● Dataset records:
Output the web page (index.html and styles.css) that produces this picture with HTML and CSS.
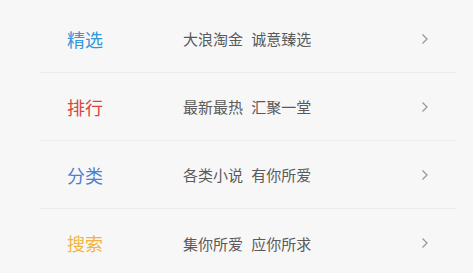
FILE: index.html
```html
<!DOCTYPE html>
<html lang="zh">
<head>
<meta charset="utf-8">
<link rel="stylesheet" href="styles.css">
</head>
<body>
<ul class="menu">
  <li class="row">
    <span class="title blue">精选</span>
    <span class="desc">大浪淘金 诚意臻选</span>
    <svg class="chev" width="8" height="12" viewBox="0 0 8 12"><path d="M1.5 1.5 L6 6 L1.5 10.5" fill="none" stroke="#9a9a9a" stroke-width="1.3"/></svg>
  </li>
  <li class="row">
    <span class="title red">排行</span>
    <span class="desc">最新最热 汇聚一堂</span>
    <svg class="chev" width="8" height="12" viewBox="0 0 8 12"><path d="M1.5 1.5 L6 6 L1.5 10.5" fill="none" stroke="#9a9a9a" stroke-width="1.3"/></svg>
  </li>
  <li class="row">
    <span class="title indigo">分类</span>
    <span class="desc">各类小说 有你所爱</span>
    <svg class="chev" width="8" height="12" viewBox="0 0 8 12"><path d="M1.5 1.5 L6 6 L1.5 10.5" fill="none" stroke="#9a9a9a" stroke-width="1.3"/></svg>
  </li>
  <li class="row last">
    <span class="title orange">搜索</span>
    <span class="desc">集你所爱 应你所求</span>
    <svg class="chev" width="8" height="12" viewBox="0 0 8 12"><path d="M1.5 1.5 L6 6 L1.5 10.5" fill="none" stroke="#9a9a9a" stroke-width="1.3"/></svg>
  </li>
</ul>
</body>
</html>
```
FILE: styles.css
```css
html, body {
  margin: 0;
  padding: 0;
  background: #f7f7f7;
  font-family: "Noto Sans CJK SC", "Noto Sans", sans-serif;
}
.menu {
  list-style: none;
  margin: 0 17px 0 40px;
  padding: 5px 0 0 0;
}
.row {
  display: flex;
  align-items: center;
  height: 68px;
  box-sizing: border-box;
  border-bottom: 1px solid #ebebeb;
}
.row.last {
  border-bottom: none;
}
.title {
  width: 116px;
  padding-left: 27px;
  box-sizing: content-box;
  font-size: 18px;
  line-height: 1;
}
.blue { color: #3498d8; }
.red { color: #d9443c; }
.indigo { color: #4b7fcf; }
.orange { color: #f2b342; }
.desc {
  flex: 1;
  font-size: 15px;
  color: #5a5a5a;
  word-spacing: 5px;
  line-height: 1;
}
.chev {
  margin-right: 27px;
  display: block;
}
```
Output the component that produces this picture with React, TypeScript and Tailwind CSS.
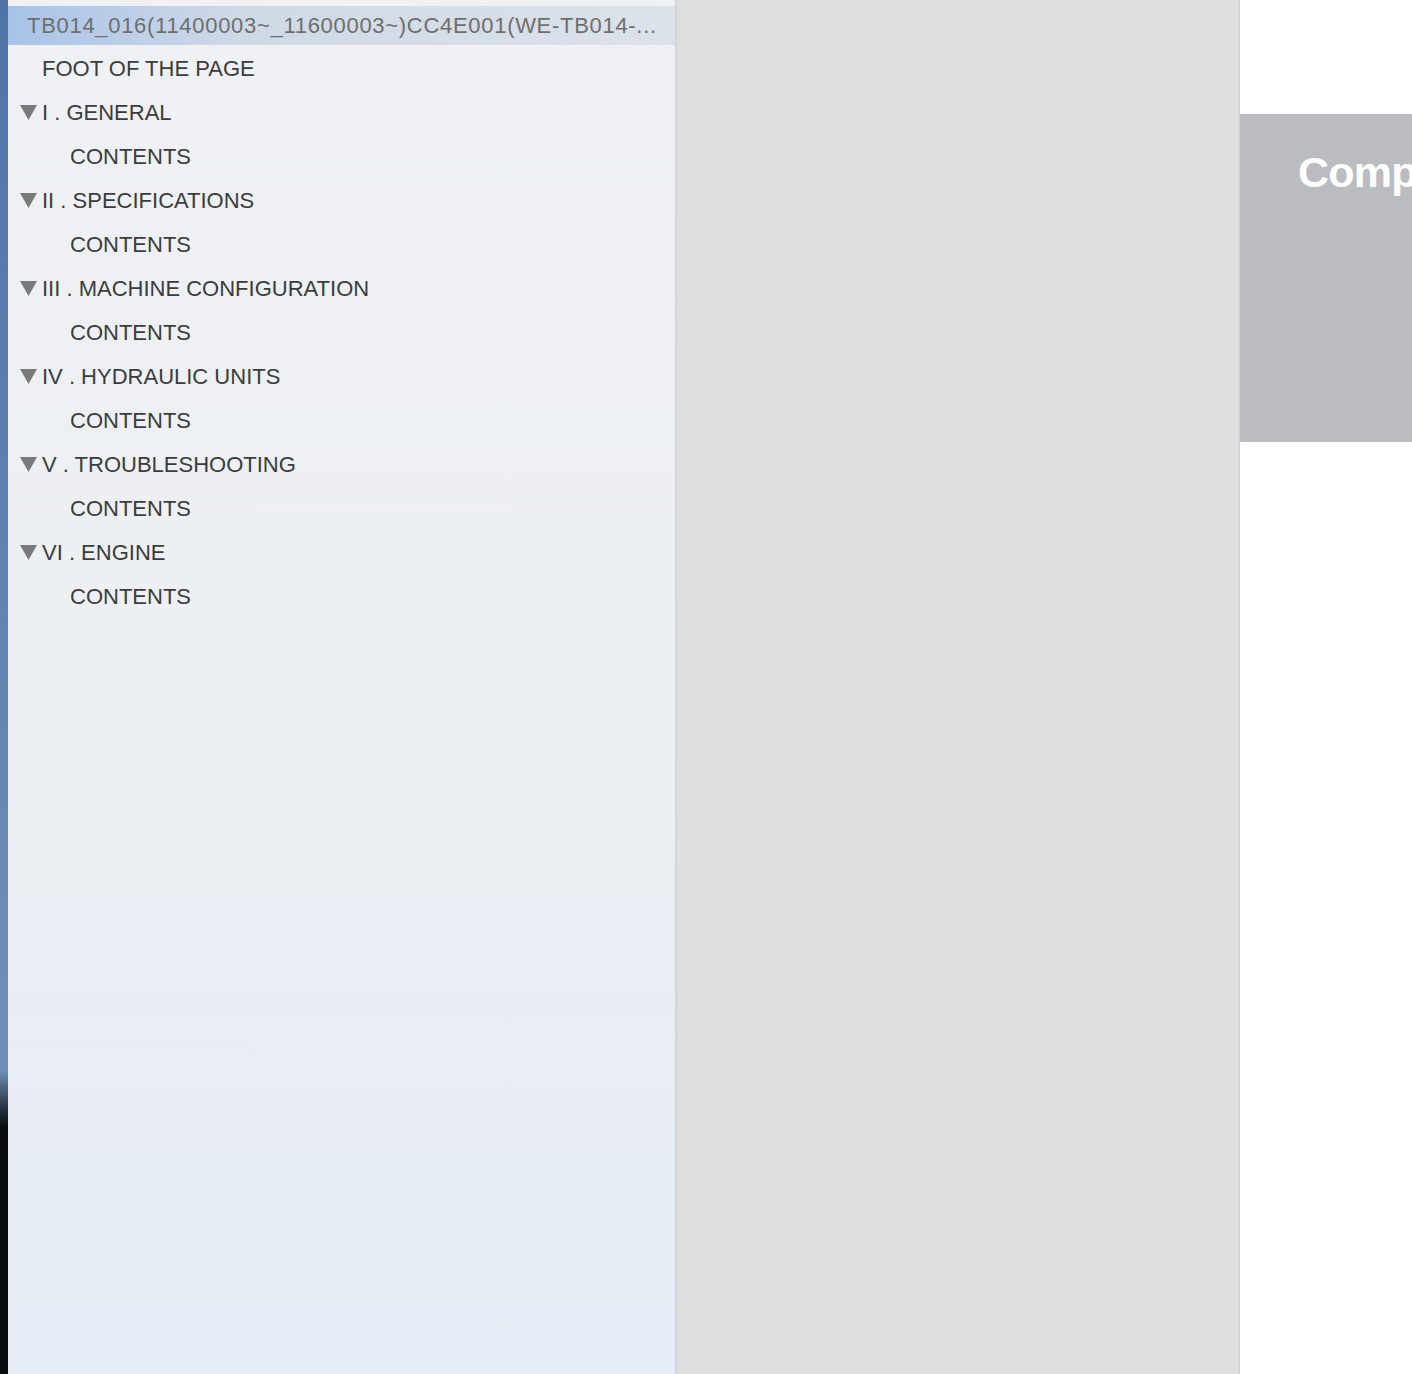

● Requirements: List every line from the entries above in which "this" appears.

● Solution to the exercise:
Output the web page (index.html and styles.css) that produces this picture with HTML and CSS.
Output the component that produces this picture with React, TypeScript and Tailwind CSS.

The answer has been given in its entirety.